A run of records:
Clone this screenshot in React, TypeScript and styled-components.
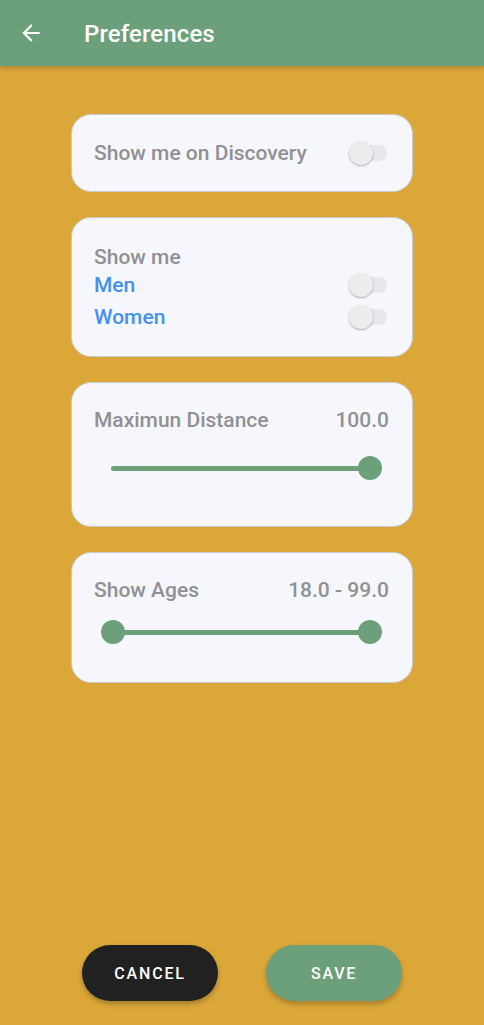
import React from "react";
import styled, { createGlobalStyle } from "styled-components";

const Global = createGlobalStyle`
  html, body { margin: 0; padding: 0; }
  body { font-family: Roboto, "Noto Sans", sans-serif; background: #dba739; }
  * { box-sizing: border-box; }
`;

const Page = styled.div`
  width: 484px;
  height: 1025px;
  display: flex;
  flex-direction: column;
  background: #dba739;
  overflow: hidden;
`;

const Header = styled.header`
  height: 66px;
  flex: none;
  background: #6ba07a;
  display: flex;
  align-items: center;
  padding-left: 18px;
  box-shadow: 0 2px 4px rgba(0, 0, 0, 0.22);
  position: relative;
  z-index: 1;
`;

const BackButton = styled.div`
  width: 26px;
  height: 26px;
  display: flex;
  align-items: center;
  justify-content: center;
  margin-right: 40px;
`;

const Title = styled.h1`
  margin: 0;
  color: #ffffff;
  font-size: 24px;
  font-weight: 500;
  letter-spacing: 0.1px;
  margin-top: 2px;
`;

const Content = styled.main`
  flex: 1;
  display: flex;
  flex-direction: column;
  align-items: center;
  gap: 25px;
  padding-top: 48px;
`;

const Card = styled.section<{ $pt: number; $pb: number; $h?: number }>`
  width: 342px;
  ${(p) => (p.$h ? `height: ${p.$h}px;` : "")}
  background: #f6f7fc;
  border: 1px solid #c9cad1;
  border-radius: 20px;
  padding: ${(p) => p.$pt}px 23px ${(p) => p.$pb}px 22px;
  display: flex;
  flex-direction: column;
  justify-content: center;
`;

const Row = styled.div<{ $h?: number }>`
  display: flex;
  align-items: center;
  justify-content: space-between;
  height: ${(p) => (p.$h ? `${p.$h}px` : "auto")};
`;

const Label = styled.span<{ $blue?: boolean }>`
  font-size: 21px;
  line-height: 24px;
  font-weight: 500;
  color: ${(p) => (p.$blue ? "#4292ee" : "#909095")};
`;

const SwitchWrap = styled.div`
  position: relative;
  width: 38px;
  height: 24px;
  margin-right: 2px;
  flex: none;
`;

const Track = styled.div`
  position: absolute;
  left: 4px;
  right: 0;
  top: 4px;
  height: 16px;
  border-radius: 8px;
  background: #e6e6ec;
`;

const Thumb = styled.div`
  position: absolute;
  left: 0;
  top: 0;
  width: 24px;
  height: 24px;
  border-radius: 50%;
  background: #ececec;
  box-shadow: 0 1px 2px rgba(0, 0, 0, 0.3);
`;

const Switch = () => (
  <SwitchWrap>
    <Track />
    <Thumb />
  </SwitchWrap>
);

const SliderBox = styled.div<{ $mt: number }>`
  position: relative;
  height: 24px;
  margin: ${(p) => p.$mt}px 7px 0 7px;
`;

const SliderTrack = styled.div<{ $left: number }>`
  position: absolute;
  left: ${(p) => p.$left}px;
  right: 12px;
  top: 9.5px;
  height: 5px;
  border-radius: 3px;
  background: #6ba07a;
`;

const SliderThumb = styled.div`
  position: absolute;
  top: 0;
  width: 24px;
  height: 24px;
  border-radius: 50%;
  background: #6ba07a;
`;

const Value = styled.span`
  font-size: 21px;
  line-height: 24px;
  font-weight: 500;
  color: #909095;
`;

const Footer = styled.footer`
  display: flex;
  justify-content: center;
  gap: 48px;
  padding-bottom: 24px;
`;

const Button = styled.button<{ $bg: string }>`
  width: 136px;
  height: 56px;
  border: none;
  border-radius: 28px;
  background: ${(p) => p.$bg};
  color: #ffffff;
  font-family: Roboto, sans-serif;
  font-size: 16px;
  font-weight: 500;
  letter-spacing: 1.8px;
  box-shadow: 0 3px 5px rgba(0, 0, 0, 0.25);
  cursor: pointer;
`;

export default function App() {
  return (
    <Page>
      <Global />
      <Header>
        <BackButton>
          <svg width="26" height="26" viewBox="0 0 24 24">
            <path d="M20 11H7.83l5.59-5.59L12 4l-8 8 8 8 1.41-1.41L7.83 13H20v-2z" fill="#fff" />
          </svg>
        </BackButton>
        <Title>Preferences</Title>
      </Header>
      <Content>
        <Card $pt={0} $pb={0} $h={78}>
          <Row>
            <Label>Show me on Discovery</Label>
            <Switch />
          </Row>
        </Card>
        <Card $pt={27} $pb={23}>
          <Label>Show me</Label>
          <Row $h={32}>
            <Label $blue>Men</Label>
            <Switch />
          </Row>
          <Row $h={32}>
            <Label $blue>Women</Label>
            <Switch />
          </Row>
        </Card>
        <Card $pt={25} $pb={46}>
          <Row>
            <Label>Maximun Distance</Label>
            <Value>100.0</Value>
          </Row>
          <SliderBox $mt={24}>
            <SliderTrack $left={10} />
            <SliderThumb style={{ right: 0 }} />
          </SliderBox>
        </Card>
        <Card $pt={25} $pb={38}>
          <Row>
            <Label>Show Ages</Label>
            <Value>18.0 - 99.0</Value>
          </Row>
          <SliderBox $mt={18}>
            <SliderTrack $left={12} />
            <SliderThumb style={{ left: 0 }} />
            <SliderThumb style={{ right: 0 }} />
          </SliderBox>
        </Card>
      </Content>
      <Footer>
        <Button $bg="#212121">CANCEL</Button>
        <Button $bg="#6ba07a">SAVE</Button>
      </Footer>
    </Page>
  );
}
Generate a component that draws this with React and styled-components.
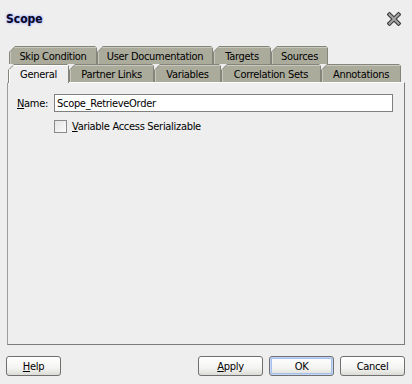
import styled, { createGlobalStyle } from "styled-components";

const GlobalStyle = createGlobalStyle`
  * { box-sizing: border-box; margin: 0; padding: 0; }
  body {
    background: #eeeeee;
    font-family: "DejaVu Sans Condensed", "Liberation Sans", Arial, sans-serif;
    font-size: 11px;
    letter-spacing: -0.3px;
    color: #000;
  }
`;

const Dialog = styled.div`
  width: 412px;
  height: 384px;
  background: #eeeeee;
  display: flex;
  flex-direction: column;
`;

const Header = styled.div`
  height: 37px;
  padding: 0 11px 0 6px;
  display: flex;
  align-items: center;
  justify-content: space-between;
`;

const Title = styled.h1`
  font-size: 12px;
  font-weight: bold;
  letter-spacing: 0;
  color: #06061e;
  text-shadow: 0 0 2px #8c9cff, 0 0 3px #b4bfff;
`;

const CloseButton = styled.div`
  width: 14px;
  height: 14px;
  display: flex;
`;

const Tabs = styled.div`
  padding-top: 9px;
  display: flex;
  flex-direction: column;
`;

const TabRow = styled.div`
  display: flex;
  height: 18px;
  padding-left: ${p => p.$indent}px;
  align-items: flex-start;
`;

const Tab = styled.div`
  position: relative;
  z-index: ${p => (p.$active ? 2 : 1)};
  width: ${p => p.$w}px;
  height: ${p => (p.$active ? 19 : 18)}px;
  padding: 1px 1px 0 1px;
  background: #85857c;
  clip-path: polygon(0 6px, 6px 0, calc(100% - 2px) 0, 100% 2px, 100% 100%, 0 100%);
`;

const TabFace = styled.div`
  height: 100%;
  display: flex;
  align-items: center;
  justify-content: center;
  padding-top: 1px;
  background: ${p => (p.$active ? "#eeeeee" : "#abab9c")};
  box-shadow: inset 1px 1px 0 ${p => (p.$active ? "#ffffff" : "#c8c8bc")};
  clip-path: polygon(0 5px, 5px 0, 100% 0, 100% 100%, 0 100%);
  white-space: nowrap;
`;

const Panel = styled.div`
  position: relative;
  z-index: 0;
  margin: 0 7px 0 7px;
  height: 263px;
  border-top: 1px solid #ffffff;
  border-left: 1px solid #9c9c9c;
  border-right: 1px solid #7c7c7c;
  border-bottom: 1px solid #7c7c7c;
  padding: 11px 11px 0 9px;
  display: flex;
  flex-direction: column;
  gap: 8px;
`;

const FieldRow = styled.div`
  display: flex;
  align-items: center;
  height: 18px;
`;

const Label = styled.label`
  width: 37px;
`;

const Mnemonic = styled.span`
  text-decoration: underline;
`;

const TextInput = styled.div`
  flex: 1;
  height: 18px;
  border: 1px solid #808080;
  background: #ffffff;
  padding: 0 2px;
  display: flex;
  align-items: center;
`;

const CheckRow = styled.div`
  display: flex;
  align-items: center;
  gap: 5px;
  padding-left: 37px;
  height: 13px;
`;

const CheckBox = styled.div`
  width: 13px;
  height: 13px;
  border: 1px solid #8a8a8a;
  background: linear-gradient(135deg, #e4e4e4, #fafafa);
`;

const CheckLabel = styled.span``;

const Footer = styled.div`
  display: flex;
  align-items: flex-start;
  padding: 11px 7px 0 6px;
  gap: 6px;
`;

const Spacer = styled.div`
  flex: 1;
`;

const Button = styled.button`
  width: ${p => p.$w}px;
  height: 20px;
  font-family: inherit;
  font-size: 11px;
  letter-spacing: inherit;
  color: #000;
  border: 1px solid #707070;
  border-radius: 3px;
  background: linear-gradient(#ffffff, #f4f4f2 60%, #dcdcd6);
  box-shadow: ${p => (p.$default ? "inset 0 0 0 1px #c4d6f6, inset 0 0 0 2px #a6c0ee" : "none")};
  display: flex;
  align-items: center;
  justify-content: center;
`;

const rowOne = [
  ["Skip Condition", 88],
  ["User Documentation", 116],
  ["Targets", 58],
  ["Sources", 57],
];

const rowTwo = [
  ["General", 61, true],
  ["Partner Links", 85],
  ["Variables", 67],
  ["Correlation Sets", 100],
  ["Annotations", 80],
];

function App() {
  return (
    <>
      <GlobalStyle />
      <Dialog>
        <Header>
          <Title>Scope</Title>
          <CloseButton>
            <svg width="14" height="14" viewBox="0 0 14 14">
              <path d="M2.5 2.5 L11.5 11.5 M11.5 2.5 L2.5 11.5" stroke="#3c3c3c" strokeWidth="4.2" strokeLinecap="square" />
              <path d="M2.5 2.5 L11.5 11.5 M11.5 2.5 L2.5 11.5" stroke="#a4a4a4" strokeWidth="2" strokeLinecap="square" />
            </svg>
          </CloseButton>
        </Header>
        <Tabs>
          <TabRow $indent={9}>
            {rowOne.map(([name, w]) => (
              <Tab key={name} $w={w}>
                <TabFace>{name}</TabFace>
              </Tab>
            ))}
          </TabRow>
          <TabRow $indent={8}>
            {rowTwo.map(([name, w, active]) => (
              <Tab key={name} $w={w} $active={active}>
                <TabFace $active={active}>{name}</TabFace>
              </Tab>
            ))}
          </TabRow>
        </Tabs>
        <Panel>
          <FieldRow>
            <Label><Mnemonic>N</Mnemonic>ame:</Label>
            <TextInput>Scope_RetrieveOrder</TextInput>
          </FieldRow>
          <CheckRow>
            <CheckBox />
            <CheckLabel><Mnemonic>V</Mnemonic>ariable Access Serializable</CheckLabel>
          </CheckRow>
        </Panel>
        <Footer>
          <Button $w={55}><Mnemonic>H</Mnemonic>elp</Button>
          <Spacer />
          <Button $w={65}><Mnemonic>A</Mnemonic>pply</Button>
          <Button $w={65} $default>OK</Button>
          <Button $w={65}>Cancel</Button>
        </Footer>
      </Dialog>
    </>
  );
}

export default App;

* _Brief_:
Gather all lines where the word "this" appears.

* _Response_:
Clone this screenshot in React, TypeScript and styled-components.
Generate a component that draws this with React and styled-components.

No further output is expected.